Key also is the need for an ICT driven framework for compliance monitoring that is open, transparent and verifiable in line with the Open Government Partnership principles.
Local content should be key to growth
Still on policies that would position Nigeria’s ICT ecosystem to global standard from 2019 and beyond, Secretary Governing Board, Association of information and Communications Technology Local Content (ICTLOCA), Mr Adebunmi Akinbo said: “In the ICT Sector, Local Content should be regarded as the cornerstone to the growth, development and sustenance.
2019 should be an opportunity to channel attention and resource on harmonisation of information to stop capital flight, looking at internal development of structures and systems that benefits our corporate existence.
Education should see State Sector Scholarship on issues from nano-tech to space-tech. Such fields should create a fellowship with mandate to maintain State-Tech Laboratories on Research and documentation.
Business should be encouraged and sustained with focus on waiver and support for product consumption by MDAs.

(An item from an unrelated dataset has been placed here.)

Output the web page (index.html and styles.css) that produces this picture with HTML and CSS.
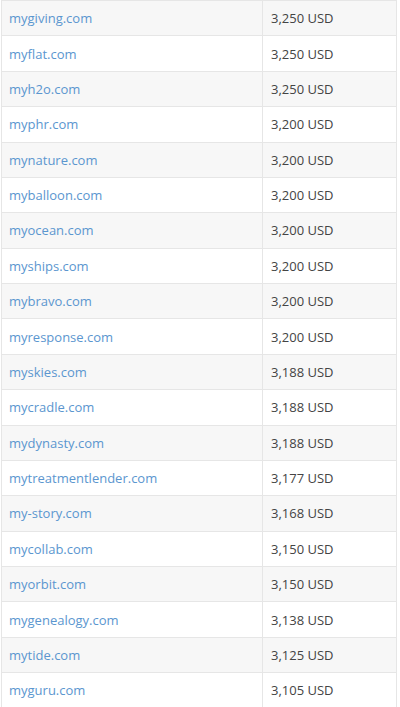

Policies should be given priority. The need to ensure a strong Public-Private-Partnership that will adhere to issues around knowledge transfer, adherence to guidelines and transparent procedures and regulations that foster productivity is key.
We should not misplace our priority considering that we have the professionals but lack a platform to exchange and execute acquired skills.
If we follow these perspectives, the educated generation can sustain the new drive to innovate and consume what is created and export as the supposed giant of Africa” he added.